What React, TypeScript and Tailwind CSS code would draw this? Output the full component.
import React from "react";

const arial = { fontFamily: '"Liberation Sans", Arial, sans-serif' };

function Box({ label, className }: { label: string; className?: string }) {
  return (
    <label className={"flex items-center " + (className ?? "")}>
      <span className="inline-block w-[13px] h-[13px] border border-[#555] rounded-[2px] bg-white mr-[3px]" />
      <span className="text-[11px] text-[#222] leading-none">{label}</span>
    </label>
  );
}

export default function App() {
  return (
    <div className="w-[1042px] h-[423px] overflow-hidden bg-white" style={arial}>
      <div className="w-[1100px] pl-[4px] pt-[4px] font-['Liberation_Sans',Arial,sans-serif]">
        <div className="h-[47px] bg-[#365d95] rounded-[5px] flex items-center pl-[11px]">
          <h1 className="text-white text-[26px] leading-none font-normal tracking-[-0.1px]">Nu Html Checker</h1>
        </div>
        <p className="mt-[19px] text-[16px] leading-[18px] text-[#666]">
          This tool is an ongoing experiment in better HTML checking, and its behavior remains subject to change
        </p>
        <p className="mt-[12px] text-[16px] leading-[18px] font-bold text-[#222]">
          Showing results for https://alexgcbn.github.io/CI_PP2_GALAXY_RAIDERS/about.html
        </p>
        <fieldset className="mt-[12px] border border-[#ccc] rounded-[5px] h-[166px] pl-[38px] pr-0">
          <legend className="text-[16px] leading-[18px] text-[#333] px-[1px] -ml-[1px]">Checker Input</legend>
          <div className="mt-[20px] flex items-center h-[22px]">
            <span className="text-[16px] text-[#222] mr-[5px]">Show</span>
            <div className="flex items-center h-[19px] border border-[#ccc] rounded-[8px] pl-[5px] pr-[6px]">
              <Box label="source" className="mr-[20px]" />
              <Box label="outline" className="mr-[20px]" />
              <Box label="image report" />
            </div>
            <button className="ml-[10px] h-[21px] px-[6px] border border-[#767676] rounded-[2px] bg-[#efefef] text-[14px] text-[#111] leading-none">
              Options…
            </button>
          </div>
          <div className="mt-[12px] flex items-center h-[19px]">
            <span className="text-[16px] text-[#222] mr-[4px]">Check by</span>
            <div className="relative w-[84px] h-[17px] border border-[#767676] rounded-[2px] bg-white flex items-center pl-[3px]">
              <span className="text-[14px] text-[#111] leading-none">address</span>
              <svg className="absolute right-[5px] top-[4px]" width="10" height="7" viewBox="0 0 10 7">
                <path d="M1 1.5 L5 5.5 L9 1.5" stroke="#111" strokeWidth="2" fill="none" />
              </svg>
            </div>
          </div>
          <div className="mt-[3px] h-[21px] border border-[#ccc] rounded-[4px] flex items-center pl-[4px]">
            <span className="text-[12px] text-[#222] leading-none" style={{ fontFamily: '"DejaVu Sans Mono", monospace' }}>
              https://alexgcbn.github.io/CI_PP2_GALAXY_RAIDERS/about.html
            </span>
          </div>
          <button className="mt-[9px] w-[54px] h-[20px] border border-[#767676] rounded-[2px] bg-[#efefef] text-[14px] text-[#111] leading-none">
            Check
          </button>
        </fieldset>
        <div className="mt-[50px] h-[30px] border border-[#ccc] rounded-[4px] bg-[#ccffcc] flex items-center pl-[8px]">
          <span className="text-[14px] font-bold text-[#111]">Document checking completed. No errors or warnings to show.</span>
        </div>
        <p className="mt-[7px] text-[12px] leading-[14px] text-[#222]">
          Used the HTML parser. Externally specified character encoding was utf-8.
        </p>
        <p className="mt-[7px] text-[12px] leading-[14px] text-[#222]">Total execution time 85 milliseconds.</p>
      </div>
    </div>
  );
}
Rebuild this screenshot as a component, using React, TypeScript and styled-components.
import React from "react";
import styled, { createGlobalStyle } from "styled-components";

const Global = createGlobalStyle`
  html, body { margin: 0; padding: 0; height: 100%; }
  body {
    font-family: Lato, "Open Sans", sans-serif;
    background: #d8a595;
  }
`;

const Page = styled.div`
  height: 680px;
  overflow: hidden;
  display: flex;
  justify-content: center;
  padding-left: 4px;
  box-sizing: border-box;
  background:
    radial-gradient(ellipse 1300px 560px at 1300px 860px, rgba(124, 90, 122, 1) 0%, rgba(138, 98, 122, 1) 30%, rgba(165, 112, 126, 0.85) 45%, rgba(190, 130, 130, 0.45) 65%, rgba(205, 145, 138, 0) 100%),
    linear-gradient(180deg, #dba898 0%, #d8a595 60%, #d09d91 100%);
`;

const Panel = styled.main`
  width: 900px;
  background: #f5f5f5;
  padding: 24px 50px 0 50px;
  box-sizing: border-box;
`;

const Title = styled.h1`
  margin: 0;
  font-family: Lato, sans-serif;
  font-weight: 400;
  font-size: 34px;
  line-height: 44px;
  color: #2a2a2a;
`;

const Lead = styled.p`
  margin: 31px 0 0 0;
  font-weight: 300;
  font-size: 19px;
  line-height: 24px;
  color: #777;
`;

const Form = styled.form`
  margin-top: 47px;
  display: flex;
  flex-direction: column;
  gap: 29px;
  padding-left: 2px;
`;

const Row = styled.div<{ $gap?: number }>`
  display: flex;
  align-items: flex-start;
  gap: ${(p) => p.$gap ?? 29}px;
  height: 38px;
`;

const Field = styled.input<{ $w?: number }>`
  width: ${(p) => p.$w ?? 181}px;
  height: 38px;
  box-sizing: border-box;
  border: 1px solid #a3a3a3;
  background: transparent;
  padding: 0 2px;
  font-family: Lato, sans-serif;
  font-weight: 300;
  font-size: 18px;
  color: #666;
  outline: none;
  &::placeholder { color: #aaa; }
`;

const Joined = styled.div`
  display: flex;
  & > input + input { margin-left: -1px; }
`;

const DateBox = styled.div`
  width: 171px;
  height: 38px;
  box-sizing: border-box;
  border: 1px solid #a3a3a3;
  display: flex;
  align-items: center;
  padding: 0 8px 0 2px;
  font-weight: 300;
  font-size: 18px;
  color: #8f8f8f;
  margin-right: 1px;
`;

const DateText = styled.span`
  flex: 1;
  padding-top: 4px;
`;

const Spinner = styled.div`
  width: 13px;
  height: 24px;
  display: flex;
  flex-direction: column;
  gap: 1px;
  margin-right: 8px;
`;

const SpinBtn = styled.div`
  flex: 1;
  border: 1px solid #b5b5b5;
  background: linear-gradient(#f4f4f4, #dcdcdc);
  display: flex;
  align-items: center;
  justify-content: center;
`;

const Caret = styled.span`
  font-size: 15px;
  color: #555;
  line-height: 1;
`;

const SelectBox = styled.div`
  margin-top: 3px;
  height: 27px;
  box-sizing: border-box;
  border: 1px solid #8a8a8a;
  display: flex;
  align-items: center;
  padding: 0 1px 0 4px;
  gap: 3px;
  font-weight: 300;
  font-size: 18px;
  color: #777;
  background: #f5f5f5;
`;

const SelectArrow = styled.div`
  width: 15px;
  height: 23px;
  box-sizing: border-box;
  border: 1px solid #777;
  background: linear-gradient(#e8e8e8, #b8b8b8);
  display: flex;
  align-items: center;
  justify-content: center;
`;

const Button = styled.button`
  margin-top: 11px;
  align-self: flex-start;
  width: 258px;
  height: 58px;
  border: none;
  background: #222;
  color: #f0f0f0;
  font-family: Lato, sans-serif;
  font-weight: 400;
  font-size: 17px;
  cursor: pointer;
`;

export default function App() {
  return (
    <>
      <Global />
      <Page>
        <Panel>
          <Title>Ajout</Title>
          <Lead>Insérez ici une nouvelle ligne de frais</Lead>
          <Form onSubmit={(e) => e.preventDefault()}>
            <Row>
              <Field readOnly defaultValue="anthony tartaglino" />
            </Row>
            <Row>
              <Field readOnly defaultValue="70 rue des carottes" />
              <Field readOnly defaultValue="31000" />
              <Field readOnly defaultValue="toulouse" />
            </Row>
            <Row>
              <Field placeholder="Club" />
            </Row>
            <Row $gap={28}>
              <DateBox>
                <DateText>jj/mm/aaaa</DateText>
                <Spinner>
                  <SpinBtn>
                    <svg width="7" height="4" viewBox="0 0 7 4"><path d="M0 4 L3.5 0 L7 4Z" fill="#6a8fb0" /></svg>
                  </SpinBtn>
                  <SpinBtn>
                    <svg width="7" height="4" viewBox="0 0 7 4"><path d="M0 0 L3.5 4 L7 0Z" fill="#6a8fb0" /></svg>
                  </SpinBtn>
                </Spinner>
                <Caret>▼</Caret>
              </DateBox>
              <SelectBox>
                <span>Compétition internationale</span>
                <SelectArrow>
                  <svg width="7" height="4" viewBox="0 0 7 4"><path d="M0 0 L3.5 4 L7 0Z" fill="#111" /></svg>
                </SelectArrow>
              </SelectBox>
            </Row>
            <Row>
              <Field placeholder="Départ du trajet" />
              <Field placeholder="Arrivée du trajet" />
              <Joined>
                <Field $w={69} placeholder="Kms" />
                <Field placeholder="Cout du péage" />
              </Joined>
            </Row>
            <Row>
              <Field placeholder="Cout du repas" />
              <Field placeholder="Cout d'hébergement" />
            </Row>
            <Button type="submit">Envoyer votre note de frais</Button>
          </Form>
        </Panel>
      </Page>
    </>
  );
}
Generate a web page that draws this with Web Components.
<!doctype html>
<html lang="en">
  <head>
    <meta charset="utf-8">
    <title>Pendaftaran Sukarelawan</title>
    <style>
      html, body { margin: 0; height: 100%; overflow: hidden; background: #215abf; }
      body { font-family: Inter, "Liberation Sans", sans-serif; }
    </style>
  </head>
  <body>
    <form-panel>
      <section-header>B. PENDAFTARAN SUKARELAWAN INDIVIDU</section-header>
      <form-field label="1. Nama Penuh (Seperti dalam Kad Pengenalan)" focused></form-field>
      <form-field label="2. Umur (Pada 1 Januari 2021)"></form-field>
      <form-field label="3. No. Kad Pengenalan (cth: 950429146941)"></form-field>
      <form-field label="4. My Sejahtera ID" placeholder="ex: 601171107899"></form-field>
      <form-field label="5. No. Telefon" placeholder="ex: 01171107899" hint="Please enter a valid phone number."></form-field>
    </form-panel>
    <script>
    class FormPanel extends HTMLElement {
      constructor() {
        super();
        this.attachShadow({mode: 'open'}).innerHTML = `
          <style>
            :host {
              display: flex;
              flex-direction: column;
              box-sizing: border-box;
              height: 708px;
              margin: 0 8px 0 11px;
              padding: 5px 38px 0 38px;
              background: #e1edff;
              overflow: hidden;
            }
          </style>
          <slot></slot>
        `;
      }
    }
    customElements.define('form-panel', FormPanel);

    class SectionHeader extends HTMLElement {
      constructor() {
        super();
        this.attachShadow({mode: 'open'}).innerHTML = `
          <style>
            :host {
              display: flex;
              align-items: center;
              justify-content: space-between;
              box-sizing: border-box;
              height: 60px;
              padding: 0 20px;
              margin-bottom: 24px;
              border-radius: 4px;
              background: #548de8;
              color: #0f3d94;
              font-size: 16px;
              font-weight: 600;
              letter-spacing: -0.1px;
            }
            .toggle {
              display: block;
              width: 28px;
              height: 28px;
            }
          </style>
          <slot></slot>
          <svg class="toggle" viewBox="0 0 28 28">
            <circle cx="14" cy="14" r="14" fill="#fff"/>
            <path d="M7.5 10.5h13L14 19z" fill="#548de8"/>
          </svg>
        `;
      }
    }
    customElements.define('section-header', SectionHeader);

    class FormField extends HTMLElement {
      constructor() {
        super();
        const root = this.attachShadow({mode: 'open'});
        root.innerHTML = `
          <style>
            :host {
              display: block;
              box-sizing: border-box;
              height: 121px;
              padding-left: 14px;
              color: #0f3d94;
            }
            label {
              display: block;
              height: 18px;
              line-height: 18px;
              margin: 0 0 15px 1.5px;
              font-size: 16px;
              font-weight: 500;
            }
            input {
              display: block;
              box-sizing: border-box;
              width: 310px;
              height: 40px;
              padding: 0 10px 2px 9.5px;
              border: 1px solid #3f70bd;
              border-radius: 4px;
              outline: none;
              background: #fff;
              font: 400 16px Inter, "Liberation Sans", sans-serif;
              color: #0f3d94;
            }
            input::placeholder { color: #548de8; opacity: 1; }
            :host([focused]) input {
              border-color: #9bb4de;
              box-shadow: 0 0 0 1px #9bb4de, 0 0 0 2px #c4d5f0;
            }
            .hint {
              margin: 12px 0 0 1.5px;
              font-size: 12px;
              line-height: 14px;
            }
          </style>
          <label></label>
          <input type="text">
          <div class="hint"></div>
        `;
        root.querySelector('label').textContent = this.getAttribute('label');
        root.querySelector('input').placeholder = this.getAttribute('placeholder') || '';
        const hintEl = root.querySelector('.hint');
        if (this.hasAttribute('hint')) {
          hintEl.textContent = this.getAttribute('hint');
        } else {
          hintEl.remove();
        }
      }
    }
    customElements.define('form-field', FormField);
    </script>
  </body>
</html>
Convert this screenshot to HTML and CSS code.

(Stated exercise)
Search the data for "code". Copy every matching line.

(Solution to this problem)
What React, TypeScript and Tailwind CSS code would draw this? Output the full component.
Convert this screenshot to HTML and CSS code.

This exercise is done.